> **PROBLEM TO WORK ON**: In the listing that follows, count each line containing the string "index" and report only the count.

> **MATERIAL PROVIDED**:
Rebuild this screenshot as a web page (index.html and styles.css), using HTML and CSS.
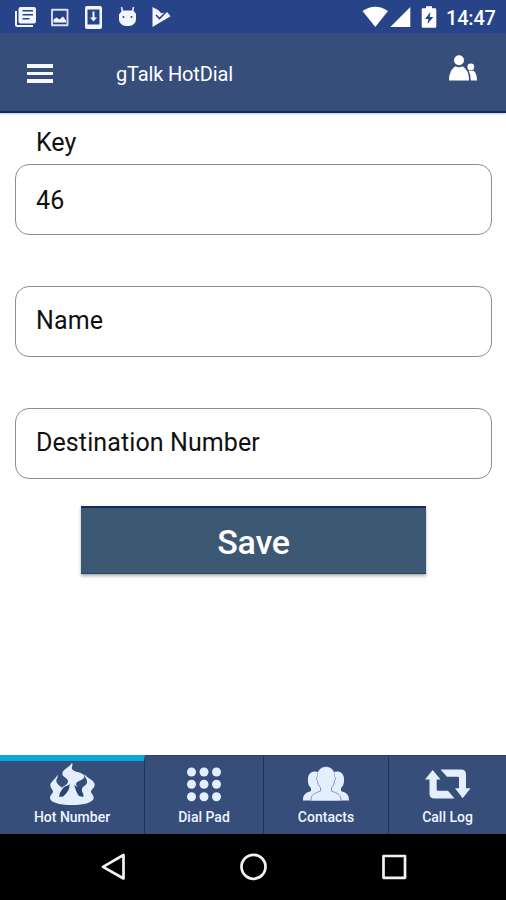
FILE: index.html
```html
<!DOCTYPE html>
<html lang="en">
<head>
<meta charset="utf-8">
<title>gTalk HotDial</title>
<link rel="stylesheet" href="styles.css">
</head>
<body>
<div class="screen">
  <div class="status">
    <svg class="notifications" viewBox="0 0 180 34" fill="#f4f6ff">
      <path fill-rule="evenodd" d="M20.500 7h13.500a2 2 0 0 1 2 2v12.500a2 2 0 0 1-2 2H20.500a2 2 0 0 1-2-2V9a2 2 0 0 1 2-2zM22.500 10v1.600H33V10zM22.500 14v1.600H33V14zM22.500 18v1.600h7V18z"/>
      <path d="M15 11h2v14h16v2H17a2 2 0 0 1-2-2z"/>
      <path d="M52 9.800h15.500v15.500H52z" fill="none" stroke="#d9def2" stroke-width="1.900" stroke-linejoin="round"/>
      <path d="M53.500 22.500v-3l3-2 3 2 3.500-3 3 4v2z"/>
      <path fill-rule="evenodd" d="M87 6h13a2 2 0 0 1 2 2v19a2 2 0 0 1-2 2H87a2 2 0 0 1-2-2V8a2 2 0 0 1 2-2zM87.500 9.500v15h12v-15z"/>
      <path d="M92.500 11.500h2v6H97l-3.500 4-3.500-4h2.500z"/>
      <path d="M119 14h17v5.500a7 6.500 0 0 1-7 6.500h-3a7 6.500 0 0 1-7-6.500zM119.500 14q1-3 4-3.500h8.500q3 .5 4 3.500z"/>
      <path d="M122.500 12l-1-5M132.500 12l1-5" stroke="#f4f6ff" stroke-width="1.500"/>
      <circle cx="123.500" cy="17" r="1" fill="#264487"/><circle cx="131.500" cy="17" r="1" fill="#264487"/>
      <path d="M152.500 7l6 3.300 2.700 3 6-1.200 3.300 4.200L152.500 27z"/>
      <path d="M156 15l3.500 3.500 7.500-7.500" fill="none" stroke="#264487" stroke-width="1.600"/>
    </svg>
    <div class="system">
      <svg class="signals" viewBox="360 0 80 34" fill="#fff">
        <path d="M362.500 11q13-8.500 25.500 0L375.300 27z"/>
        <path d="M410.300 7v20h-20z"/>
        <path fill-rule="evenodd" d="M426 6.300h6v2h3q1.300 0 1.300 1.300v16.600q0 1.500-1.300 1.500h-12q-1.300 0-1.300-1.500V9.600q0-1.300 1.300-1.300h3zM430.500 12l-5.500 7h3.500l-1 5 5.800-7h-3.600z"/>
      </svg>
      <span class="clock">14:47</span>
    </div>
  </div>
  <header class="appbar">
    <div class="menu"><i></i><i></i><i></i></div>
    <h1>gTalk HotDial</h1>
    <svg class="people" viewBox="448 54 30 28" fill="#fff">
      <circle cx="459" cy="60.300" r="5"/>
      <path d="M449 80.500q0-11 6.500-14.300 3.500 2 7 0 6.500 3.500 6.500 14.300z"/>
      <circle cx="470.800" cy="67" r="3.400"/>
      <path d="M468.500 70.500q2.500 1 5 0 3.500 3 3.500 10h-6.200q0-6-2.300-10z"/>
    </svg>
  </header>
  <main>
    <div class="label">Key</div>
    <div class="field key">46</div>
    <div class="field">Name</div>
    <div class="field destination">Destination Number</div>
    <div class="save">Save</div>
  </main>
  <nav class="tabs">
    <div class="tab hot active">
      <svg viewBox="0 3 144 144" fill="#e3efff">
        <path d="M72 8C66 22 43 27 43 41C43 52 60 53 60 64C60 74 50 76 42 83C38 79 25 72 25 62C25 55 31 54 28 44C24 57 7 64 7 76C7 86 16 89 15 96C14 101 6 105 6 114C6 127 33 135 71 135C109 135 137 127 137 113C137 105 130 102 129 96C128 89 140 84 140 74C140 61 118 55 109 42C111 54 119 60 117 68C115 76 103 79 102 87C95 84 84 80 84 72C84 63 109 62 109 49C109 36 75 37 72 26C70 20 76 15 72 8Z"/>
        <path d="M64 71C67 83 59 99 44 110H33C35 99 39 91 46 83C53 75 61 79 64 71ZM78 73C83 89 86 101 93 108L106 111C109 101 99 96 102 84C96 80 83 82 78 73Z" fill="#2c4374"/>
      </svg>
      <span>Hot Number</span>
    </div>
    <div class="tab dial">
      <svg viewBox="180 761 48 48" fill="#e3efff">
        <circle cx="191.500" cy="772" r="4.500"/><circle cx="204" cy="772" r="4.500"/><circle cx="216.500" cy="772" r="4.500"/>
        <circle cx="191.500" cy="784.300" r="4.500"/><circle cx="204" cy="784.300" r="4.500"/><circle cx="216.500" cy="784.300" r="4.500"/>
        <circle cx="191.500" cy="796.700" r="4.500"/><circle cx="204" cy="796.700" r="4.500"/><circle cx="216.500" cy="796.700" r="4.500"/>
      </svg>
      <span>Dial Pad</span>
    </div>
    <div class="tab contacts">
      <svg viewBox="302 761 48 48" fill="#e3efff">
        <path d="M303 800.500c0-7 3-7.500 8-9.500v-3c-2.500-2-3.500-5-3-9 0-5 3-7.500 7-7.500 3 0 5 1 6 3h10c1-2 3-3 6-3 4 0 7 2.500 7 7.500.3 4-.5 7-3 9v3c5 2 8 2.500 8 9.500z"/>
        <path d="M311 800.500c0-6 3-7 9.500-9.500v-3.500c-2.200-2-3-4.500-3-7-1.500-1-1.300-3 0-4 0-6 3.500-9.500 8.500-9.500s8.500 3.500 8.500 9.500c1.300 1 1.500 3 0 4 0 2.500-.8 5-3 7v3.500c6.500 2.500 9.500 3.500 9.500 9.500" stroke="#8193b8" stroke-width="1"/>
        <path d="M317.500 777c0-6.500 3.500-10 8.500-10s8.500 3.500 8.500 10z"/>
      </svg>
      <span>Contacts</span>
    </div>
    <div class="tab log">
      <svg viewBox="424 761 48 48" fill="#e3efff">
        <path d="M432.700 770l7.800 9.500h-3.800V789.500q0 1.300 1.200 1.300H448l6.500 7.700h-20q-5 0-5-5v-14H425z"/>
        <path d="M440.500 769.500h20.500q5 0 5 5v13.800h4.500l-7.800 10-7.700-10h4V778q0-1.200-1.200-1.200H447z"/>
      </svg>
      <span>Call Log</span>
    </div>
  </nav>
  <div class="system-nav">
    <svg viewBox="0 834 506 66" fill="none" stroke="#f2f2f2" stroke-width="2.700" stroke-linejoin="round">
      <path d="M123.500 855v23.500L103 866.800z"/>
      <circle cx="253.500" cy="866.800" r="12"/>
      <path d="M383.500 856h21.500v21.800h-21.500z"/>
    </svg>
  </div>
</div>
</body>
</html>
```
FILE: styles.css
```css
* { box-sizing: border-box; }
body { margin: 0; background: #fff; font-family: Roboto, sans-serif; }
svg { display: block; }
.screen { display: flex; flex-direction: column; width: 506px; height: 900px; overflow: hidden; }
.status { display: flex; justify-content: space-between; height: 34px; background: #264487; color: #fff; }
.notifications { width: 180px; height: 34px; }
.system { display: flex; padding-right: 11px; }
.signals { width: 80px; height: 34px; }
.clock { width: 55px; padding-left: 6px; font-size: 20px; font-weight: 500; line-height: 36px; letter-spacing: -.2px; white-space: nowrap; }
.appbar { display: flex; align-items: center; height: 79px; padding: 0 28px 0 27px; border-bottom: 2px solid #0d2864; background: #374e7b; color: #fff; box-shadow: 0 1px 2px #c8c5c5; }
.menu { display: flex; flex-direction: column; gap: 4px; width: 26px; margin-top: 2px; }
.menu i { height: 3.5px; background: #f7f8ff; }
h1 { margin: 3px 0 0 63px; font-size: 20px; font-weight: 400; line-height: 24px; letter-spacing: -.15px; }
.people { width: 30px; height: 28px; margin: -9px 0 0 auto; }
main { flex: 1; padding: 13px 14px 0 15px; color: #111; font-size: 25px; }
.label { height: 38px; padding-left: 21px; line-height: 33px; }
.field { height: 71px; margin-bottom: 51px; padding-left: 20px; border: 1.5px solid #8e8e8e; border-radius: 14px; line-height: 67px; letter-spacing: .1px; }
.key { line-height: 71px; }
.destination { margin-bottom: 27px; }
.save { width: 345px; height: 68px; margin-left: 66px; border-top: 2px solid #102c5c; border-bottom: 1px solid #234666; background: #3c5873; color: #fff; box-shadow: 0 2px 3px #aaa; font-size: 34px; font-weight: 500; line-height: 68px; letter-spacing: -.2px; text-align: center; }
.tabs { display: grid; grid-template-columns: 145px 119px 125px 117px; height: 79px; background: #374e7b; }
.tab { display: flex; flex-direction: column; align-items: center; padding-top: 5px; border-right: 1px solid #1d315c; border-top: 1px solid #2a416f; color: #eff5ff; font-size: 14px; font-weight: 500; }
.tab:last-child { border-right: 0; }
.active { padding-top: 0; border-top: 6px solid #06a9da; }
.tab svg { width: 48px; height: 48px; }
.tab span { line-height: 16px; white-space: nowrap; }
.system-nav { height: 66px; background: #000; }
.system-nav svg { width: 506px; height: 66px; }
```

> **SOLUTION TO THIS EXERCISE**: 2